What Do Developers Find Most Appealing about an Employer?
Are you a good match for the developers you want to hire?
The low tech unemployment rate, combined with organizations’ constant hunger for technologists skilled in everything from the cloud to cybersecurity and app-building, means that hiring managers and recruiters everywhere are scrambling to find the tech talent they need.
That’s great news for technologists: whether they’re developers, cybersecurity experts, or something else, they have quite a bit more leverage when it comes to negotiations over salaries and benefits.
But what do technologists—and particularly software developers—care about as they evaluate their latest opportunities? Stack Overflow, the web’s massive repository of tech-related questions and answers, recently posed that query to its developer audience. In return, those developers opened up about the things that made a prospective employer particularly appealing.
For example, of the 500 developers who participated in the survey:
53% said they wanted a company that prioritized the “developer experience”
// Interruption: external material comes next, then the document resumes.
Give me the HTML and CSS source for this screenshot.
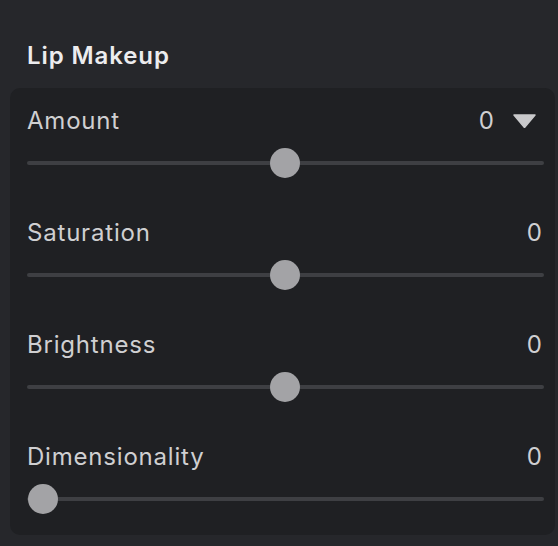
FILE: index.html
```html
<!DOCTYPE html>
<html>
<head>
<meta charset="utf-8">
<link rel="stylesheet" href="styles.css">
</head>
<body>
<div class="header"><h1 class="title">Lip Makeup</h1></div>
<div class="panel">
  <div class="row">
    <div class="line">
      <span class="label">Amount</span>
      <span class="value-group"><span class="value">0</span><svg class="caret" width="23" height="14" viewBox="0 0 23 14"><path d="M1 1 L22 1 L11.5 13.5 Z" fill="#c9c9cb" stroke="#c9c9cb" stroke-width="1.5" stroke-linejoin="round"/></svg></span>
    </div>
    <div class="slider"><div class="track"></div><div class="thumb" style="left: 243px"></div></div>
  </div>
  <div class="row">
    <div class="line">
      <span class="label">Saturation</span>
      <span class="value">0</span>
    </div>
    <div class="slider"><div class="track"></div><div class="thumb" style="left: 243px"></div></div>
  </div>
  <div class="row">
    <div class="line">
      <span class="label">Brightness</span>
      <span class="value">0</span>
    </div>
    <div class="slider"><div class="track"></div><div class="thumb" style="left: 243px"></div></div>
  </div>
  <div class="row">
    <div class="line">
      <span class="label">Dimensionality</span>
      <span class="value">0</span>
    </div>
    <div class="slider"><div class="track"></div><div class="thumb" style="left: 1px"></div></div>
  </div>
</div>
</body>
</html>
```
FILE: styles.css
```css
html, body {
  margin: 0;
  padding: 0;
}
body {
  background: #26272b;
  width: 558px;
  height: 546px;
  overflow: hidden;
  font-family: Inter, "Noto Sans", sans-serif;
  color: #d4d4d6;
}
.header {
  height: 88px;
  padding-left: 27px;
  box-sizing: border-box;
}
.title {
  margin: 0;
  padding-top: 40px;
  font-size: 24px;
  line-height: 32px;
  font-weight: 600;
  letter-spacing: 0.9px;
  color: #ececee;
}
.panel {
  margin-left: 10px;
  width: 545px;
  height: 447px;
  box-sizing: border-box;
  background: #1f2023;
  border-radius: 10px;
  padding: 0 11px 0 17px;
}
.row {
  height: 112px;
  padding-top: 21px;
  box-sizing: border-box;
}
.line {
  height: 24px;
  display: flex;
  align-items: center;
  justify-content: space-between;
}
.label {
  font-size: 24px;
  line-height: 24px;
  letter-spacing: 0.8px;
  color: #cfcfd1;
}
.value {
  font-size: 24px;
  line-height: 24px;
  color: #cfcfd1;
  margin-right: 2px;
}
.value-group {
  display: flex;
  align-items: center;
}
.value-group .value {
  margin-right: 19px;
}
.caret {
  display: block;
  margin-right: 8px;
}
.slider {
  position: relative;
  margin-top: 15px;
  height: 30px;
  display: flex;
  align-items: center;
}
.track {
  width: 100%;
  height: 4px;
  border-radius: 2px;
  background: #3e3f43;
}
.thumb {
  position: absolute;
  top: 0;
  width: 30px;
  height: 30px;
  border-radius: 50%;
  background: #a3a3a6;
}
```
41% wanted transparency in salary calculations
40% wanted to learn from people outside their team
35% wanted a structured onboarding process
33% wanted the ability to easily find experts within the company
“Whether passively looking at companies they might want to work for in the future or actively searching for a new job, developers tend to turn to the same four sources to find out what it’s like to work there: their personal network, media, company content like blogs and culture videos, and reviews,” added Stack Overflow’s blog posting about the survey. “For those that come across companies that they might want to work for, they ask friends or family first and read media coverage about the company.”
Developers were equally vocal about things they’d find unappealing about a particular company:
59% said not having access to Teams, Slack, or Stack Overflow
A too-rigid schedule (56% disliked the idea of starting and ending their day at a precise time)
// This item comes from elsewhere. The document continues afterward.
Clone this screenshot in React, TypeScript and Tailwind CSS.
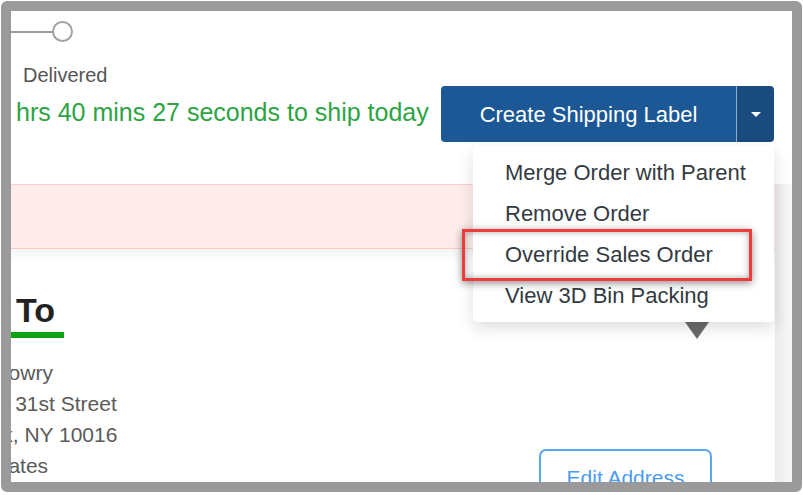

54% said not having the resources to confidently do their work
50% said not having the flexibility to work remotely
20% said not having access to an internal wiki
What can we conclude from this?
Developers want to work according to their own schedule, and they want full access to the right tools and resources to get that work done. From an employer perspective, attempting to constrain or limit what developers can use might end up harming the ability to attract new, top-tier talent.
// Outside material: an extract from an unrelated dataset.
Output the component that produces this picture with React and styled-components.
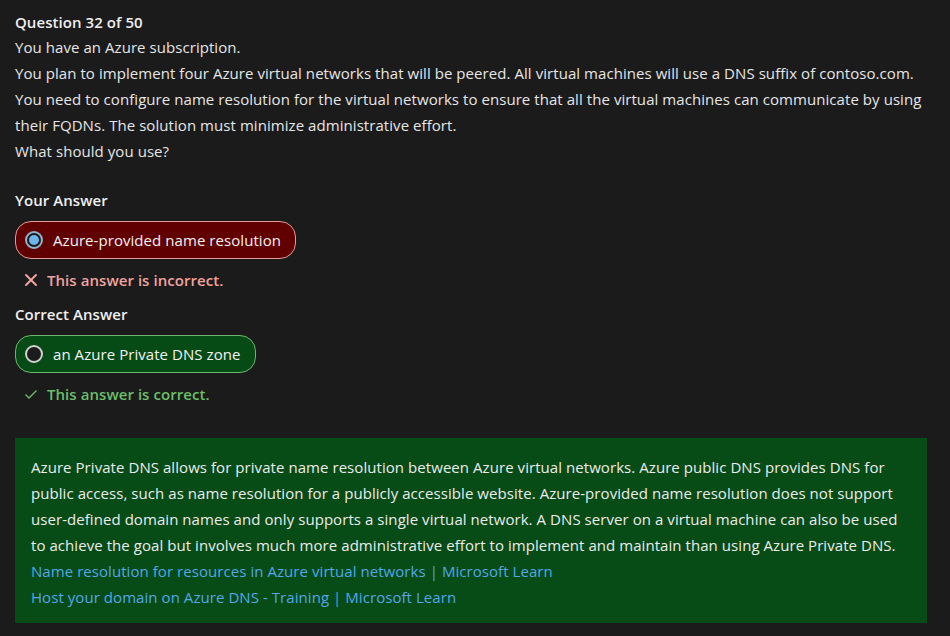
import React from 'react';
import styled, { createGlobalStyle } from 'styled-components';

const GlobalStyle = createGlobalStyle`
  html, body {
    margin: 0;
    padding: 0;
    background: #1b1b1b;
  }
  body {
    font-family: 'Open Sans', 'Noto Sans', sans-serif;
    font-size: 15px;
    letter-spacing: 0.06px;
    color: #e6e6e6;
  }
`;

const Page = styled.div`
  width: 950px;
  height: 636px;
  box-sizing: border-box;
  padding: 11px 23px 0 15px;
  overflow: hidden;
`;

const Heading = styled.div`
  font-weight: 600;
  line-height: 22px;
  margin-top: ${(p) => p.$top || 0}px;
  color: #f0f0f0;
`;

const Line = styled.p`
  margin: 0;
  line-height: 26px;
`;

const Question = styled.div`
  margin-top: 1px;
`;

const Pill = styled.div`
  display: inline-flex;
  align-items: center;
  gap: 10px;
  height: 38px;
  box-sizing: border-box;
  padding: 0 14px 0 9px;
  margin-top: 10px;
  border-radius: 16px;
  border: 1px solid ${(p) => (p.$correct ? '#6cb56e' : '#e39a9a')};
  background: ${(p) => (p.$correct ? '#064b15' : '#600000')};
  color: #f2f2f2;
`;

const Radio = styled.span`
  width: 18px;
  height: 18px;
  box-sizing: border-box;
  border-radius: 50%;
  border: 2px solid ${(p) => (p.$checked ? '#8fb4cf' : '#d0d0d0')};
  background: #1c1c1c;
  display: flex;
  align-items: center;
  justify-content: center;

  &::after {
    content: '';
    display: ${(p) => (p.$checked ? 'block' : 'none')};
    width: 10px;
    height: 10px;
    border-radius: 50%;
    background: #6db6ea;
  }
`;

const Feedback = styled.div`
  display: flex;
  align-items: center;
  gap: 9px;
  margin: 8px 0 0 9px;
  line-height: 26px;
  font-weight: 600;
  color: ${(p) => (p.$correct ? '#6cbf6a' : '#f0a39f')};
`;

const Explanation = styled.div`
  margin-top: 31px;
  background: #074b16;
  padding: 16px 16px 13px 16px;
  color: #ececec;
`;

const Link = styled.a`
  display: block;
  color: #52a8e8;
  text-decoration: none;
  line-height: 26px;
`;

const Cross = () => (
  <svg width="14" height="14" viewBox="0 0 14 14">
    <path d="M2 2 L12 12 M12 2 L2 12" stroke="#f0a39f" strokeWidth="2" strokeLinecap="round" />
  </svg>
);

const Check = () => (
  <svg width="14" height="14" viewBox="0 0 14 14">
    <path d="M1.5 7.5 L5 11 L12.5 3.5" stroke="#6cbf6a" strokeWidth="1.3" fill="none" />
  </svg>
);

export default function App() {
  return (
    <>
      <GlobalStyle />
      <Page>
        <Heading>Question 32 of 50</Heading>
        <Question>
          <Line>You have an Azure subscription.</Line>
          <Line>
            You plan to implement four Azure virtual networks that will be peered. All virtual
            machines will use a DNS suffix of contoso.com.
          </Line>
          <Line>
            You need to configure name resolution for the virtual networks to ensure that all the
            virtual machines can communicate by using their FQDNs. The solution must minimize
            administrative effort.
          </Line>
          <Line>What should you use?</Line>
        </Question>

        <Heading $top={25}>Your Answer</Heading>
        <Pill>
          <Radio $checked />
          Azure-provided name resolution
        </Pill>
        <Feedback>
          <Cross />
          This answer is incorrect.
        </Feedback>

        <Heading $top={10}>Correct Answer</Heading>
        <Pill $correct>
          <Radio />
          an Azure Private DNS zone
        </Pill>
        <Feedback $correct>
          <Check />
          This answer is correct.
        </Feedback>

        <Explanation>
          <Line>
            Azure Private DNS allows for private name resolution between Azure virtual networks.
            Azure public DNS provides DNS for public access, such as name resolution for a publicly
            accessible website. Azure-provided name resolution does not support user-defined domain
            names and only supports a single virtual network. A DNS server on a virtual machine can
            also be used to achieve the goal but involves much more administrative effort to
            implement and maintain than using Azure Private DNS.
          </Line>
          <Link href="#">Name resolution for resources in Azure virtual networks | Microsoft Learn</Link>
          <Link href="#">Host your domain on Azure DNS - Training | Microsoft Learn</Link>
        </Explanation>
      </Page>
    </>
  );
}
For startups and smaller organizations that don’t necessarily have the budgets to compete with the country’s largest companies for tech talent, this kind of survey data is good news: Developers care just as much about work-life balance and having the right tools as they do about compensation. If they can offer interesting projects, easy access to resources, and a great working environment, chances are good that organizations of any size can land the talent they need.